Input for this task

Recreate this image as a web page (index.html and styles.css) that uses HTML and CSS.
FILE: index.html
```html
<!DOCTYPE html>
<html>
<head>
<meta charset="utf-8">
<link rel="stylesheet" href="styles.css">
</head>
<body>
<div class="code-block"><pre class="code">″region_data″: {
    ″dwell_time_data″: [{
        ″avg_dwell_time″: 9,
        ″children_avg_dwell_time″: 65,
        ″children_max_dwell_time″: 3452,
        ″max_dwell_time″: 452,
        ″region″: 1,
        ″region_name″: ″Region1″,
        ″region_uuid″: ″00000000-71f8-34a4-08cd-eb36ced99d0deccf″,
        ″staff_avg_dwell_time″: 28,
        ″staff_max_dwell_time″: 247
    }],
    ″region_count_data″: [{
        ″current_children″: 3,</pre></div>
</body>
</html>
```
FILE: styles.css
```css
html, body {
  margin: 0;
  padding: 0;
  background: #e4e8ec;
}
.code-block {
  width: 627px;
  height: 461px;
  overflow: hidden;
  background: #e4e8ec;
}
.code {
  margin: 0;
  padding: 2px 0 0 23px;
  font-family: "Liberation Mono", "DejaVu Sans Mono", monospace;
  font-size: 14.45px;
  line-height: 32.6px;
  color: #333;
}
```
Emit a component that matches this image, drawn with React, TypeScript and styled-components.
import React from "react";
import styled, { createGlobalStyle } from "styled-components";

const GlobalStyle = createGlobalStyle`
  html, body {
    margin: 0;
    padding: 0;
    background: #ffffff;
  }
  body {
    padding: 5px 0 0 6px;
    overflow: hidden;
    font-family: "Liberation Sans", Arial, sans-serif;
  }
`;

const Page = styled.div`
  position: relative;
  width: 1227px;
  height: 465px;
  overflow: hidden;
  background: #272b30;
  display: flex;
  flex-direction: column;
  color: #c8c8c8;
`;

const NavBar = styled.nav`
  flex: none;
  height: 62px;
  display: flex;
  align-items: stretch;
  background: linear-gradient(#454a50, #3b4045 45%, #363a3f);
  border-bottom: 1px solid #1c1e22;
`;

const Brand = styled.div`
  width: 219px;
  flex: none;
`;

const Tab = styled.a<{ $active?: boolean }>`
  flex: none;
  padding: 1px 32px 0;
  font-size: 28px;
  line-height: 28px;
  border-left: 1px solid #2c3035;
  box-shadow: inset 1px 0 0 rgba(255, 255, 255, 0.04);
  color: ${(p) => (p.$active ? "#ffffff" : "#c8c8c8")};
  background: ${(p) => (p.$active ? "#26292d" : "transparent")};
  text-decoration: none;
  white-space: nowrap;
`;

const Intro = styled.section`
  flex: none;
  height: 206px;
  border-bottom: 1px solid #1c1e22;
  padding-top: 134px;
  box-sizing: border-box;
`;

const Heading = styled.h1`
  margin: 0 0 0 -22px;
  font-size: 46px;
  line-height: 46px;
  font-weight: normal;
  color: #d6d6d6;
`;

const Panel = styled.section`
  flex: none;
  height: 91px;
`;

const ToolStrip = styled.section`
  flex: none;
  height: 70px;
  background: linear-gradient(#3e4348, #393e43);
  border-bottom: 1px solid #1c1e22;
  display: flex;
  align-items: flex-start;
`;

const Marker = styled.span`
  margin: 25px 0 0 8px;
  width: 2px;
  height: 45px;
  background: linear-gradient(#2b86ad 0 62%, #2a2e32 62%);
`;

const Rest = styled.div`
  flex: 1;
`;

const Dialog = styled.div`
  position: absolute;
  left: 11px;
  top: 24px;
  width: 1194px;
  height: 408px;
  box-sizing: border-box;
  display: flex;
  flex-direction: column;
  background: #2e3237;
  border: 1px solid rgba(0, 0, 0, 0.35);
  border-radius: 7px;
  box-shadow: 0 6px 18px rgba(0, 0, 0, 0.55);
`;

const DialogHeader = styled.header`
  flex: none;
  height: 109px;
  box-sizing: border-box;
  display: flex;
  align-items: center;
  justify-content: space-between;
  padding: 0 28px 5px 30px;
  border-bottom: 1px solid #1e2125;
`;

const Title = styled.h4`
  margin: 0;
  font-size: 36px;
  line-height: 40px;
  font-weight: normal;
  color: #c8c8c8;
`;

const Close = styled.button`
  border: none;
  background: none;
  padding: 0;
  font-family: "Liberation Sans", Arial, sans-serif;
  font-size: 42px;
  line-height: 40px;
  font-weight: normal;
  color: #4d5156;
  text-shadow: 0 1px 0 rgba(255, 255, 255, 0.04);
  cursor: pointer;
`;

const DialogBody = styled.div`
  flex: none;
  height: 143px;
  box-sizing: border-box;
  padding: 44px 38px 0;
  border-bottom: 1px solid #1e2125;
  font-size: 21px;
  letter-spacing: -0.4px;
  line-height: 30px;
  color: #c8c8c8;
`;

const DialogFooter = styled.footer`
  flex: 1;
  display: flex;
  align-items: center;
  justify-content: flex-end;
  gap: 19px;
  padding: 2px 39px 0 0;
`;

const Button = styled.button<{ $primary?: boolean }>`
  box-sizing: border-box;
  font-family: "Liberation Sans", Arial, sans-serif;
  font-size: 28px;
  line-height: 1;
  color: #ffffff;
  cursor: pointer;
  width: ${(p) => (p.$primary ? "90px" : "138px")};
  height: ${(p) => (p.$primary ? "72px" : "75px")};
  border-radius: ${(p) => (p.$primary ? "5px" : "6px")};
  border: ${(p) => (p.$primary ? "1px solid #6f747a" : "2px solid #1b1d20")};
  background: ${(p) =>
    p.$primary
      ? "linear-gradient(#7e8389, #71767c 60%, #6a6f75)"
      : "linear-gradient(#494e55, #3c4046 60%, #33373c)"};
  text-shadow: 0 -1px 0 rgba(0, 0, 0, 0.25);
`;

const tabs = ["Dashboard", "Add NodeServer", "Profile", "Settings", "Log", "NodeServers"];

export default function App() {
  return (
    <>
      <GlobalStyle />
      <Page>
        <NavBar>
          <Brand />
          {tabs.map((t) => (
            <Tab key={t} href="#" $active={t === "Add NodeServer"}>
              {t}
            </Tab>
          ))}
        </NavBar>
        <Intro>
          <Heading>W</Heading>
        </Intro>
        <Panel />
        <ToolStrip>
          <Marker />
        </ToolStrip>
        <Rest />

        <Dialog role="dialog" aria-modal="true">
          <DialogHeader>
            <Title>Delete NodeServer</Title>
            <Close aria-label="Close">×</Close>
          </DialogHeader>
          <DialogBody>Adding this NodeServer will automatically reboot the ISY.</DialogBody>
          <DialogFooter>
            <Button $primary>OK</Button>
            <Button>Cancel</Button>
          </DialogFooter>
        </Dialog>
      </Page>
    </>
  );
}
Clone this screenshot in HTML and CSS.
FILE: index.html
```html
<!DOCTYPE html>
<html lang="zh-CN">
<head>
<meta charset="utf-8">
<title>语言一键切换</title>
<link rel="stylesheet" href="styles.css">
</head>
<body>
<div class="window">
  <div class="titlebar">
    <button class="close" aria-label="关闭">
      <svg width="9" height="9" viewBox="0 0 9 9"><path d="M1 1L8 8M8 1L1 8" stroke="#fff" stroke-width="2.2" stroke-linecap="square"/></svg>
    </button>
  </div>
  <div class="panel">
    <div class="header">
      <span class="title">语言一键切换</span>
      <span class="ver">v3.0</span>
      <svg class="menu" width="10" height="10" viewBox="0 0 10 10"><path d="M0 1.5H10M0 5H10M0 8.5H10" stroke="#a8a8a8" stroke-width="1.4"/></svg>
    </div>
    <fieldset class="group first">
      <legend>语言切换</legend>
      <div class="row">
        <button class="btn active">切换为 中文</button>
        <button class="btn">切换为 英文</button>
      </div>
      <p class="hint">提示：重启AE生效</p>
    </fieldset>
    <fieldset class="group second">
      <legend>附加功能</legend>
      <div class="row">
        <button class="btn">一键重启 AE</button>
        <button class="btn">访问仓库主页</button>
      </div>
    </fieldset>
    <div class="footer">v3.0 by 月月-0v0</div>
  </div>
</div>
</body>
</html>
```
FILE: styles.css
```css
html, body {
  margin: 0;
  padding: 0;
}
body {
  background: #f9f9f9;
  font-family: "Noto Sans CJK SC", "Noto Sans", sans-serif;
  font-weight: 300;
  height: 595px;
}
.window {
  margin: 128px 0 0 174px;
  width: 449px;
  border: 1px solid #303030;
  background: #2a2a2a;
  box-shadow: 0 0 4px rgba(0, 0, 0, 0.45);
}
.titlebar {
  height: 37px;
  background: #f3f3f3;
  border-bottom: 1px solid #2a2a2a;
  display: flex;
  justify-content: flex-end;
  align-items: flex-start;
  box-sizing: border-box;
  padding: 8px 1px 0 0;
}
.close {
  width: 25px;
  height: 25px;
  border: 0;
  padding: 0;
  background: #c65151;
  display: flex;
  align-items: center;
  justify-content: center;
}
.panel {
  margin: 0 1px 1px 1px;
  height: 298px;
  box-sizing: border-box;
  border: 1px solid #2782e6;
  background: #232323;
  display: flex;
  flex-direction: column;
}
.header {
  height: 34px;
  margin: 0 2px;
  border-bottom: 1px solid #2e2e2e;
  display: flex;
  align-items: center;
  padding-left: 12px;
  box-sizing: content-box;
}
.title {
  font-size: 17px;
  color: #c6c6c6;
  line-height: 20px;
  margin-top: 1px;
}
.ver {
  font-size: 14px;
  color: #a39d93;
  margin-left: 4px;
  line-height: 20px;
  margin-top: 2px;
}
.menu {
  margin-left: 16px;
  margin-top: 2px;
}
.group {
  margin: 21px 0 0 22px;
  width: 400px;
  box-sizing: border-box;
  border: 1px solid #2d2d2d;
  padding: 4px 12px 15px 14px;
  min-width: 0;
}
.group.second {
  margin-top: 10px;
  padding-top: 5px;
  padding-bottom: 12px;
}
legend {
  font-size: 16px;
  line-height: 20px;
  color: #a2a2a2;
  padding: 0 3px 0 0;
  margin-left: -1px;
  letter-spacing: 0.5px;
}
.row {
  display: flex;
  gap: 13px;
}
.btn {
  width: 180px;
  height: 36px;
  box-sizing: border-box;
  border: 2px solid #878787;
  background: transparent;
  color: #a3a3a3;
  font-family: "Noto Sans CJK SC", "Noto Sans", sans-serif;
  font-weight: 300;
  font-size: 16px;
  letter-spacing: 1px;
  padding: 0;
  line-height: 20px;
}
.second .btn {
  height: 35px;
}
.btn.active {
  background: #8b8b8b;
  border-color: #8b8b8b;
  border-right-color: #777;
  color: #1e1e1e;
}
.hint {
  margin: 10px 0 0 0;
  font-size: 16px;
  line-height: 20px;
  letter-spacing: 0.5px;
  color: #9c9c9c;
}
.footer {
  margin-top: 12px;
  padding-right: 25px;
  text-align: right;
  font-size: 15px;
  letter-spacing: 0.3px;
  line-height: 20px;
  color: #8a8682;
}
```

Problem statement
Scan the entries above for the word "that" and collect each line holding it.

Complete output
Recreate this image as a web page (index.html and styles.css) that uses HTML and CSS.
Emit a component that matches this image, drawn with React, TypeScript and styled-components.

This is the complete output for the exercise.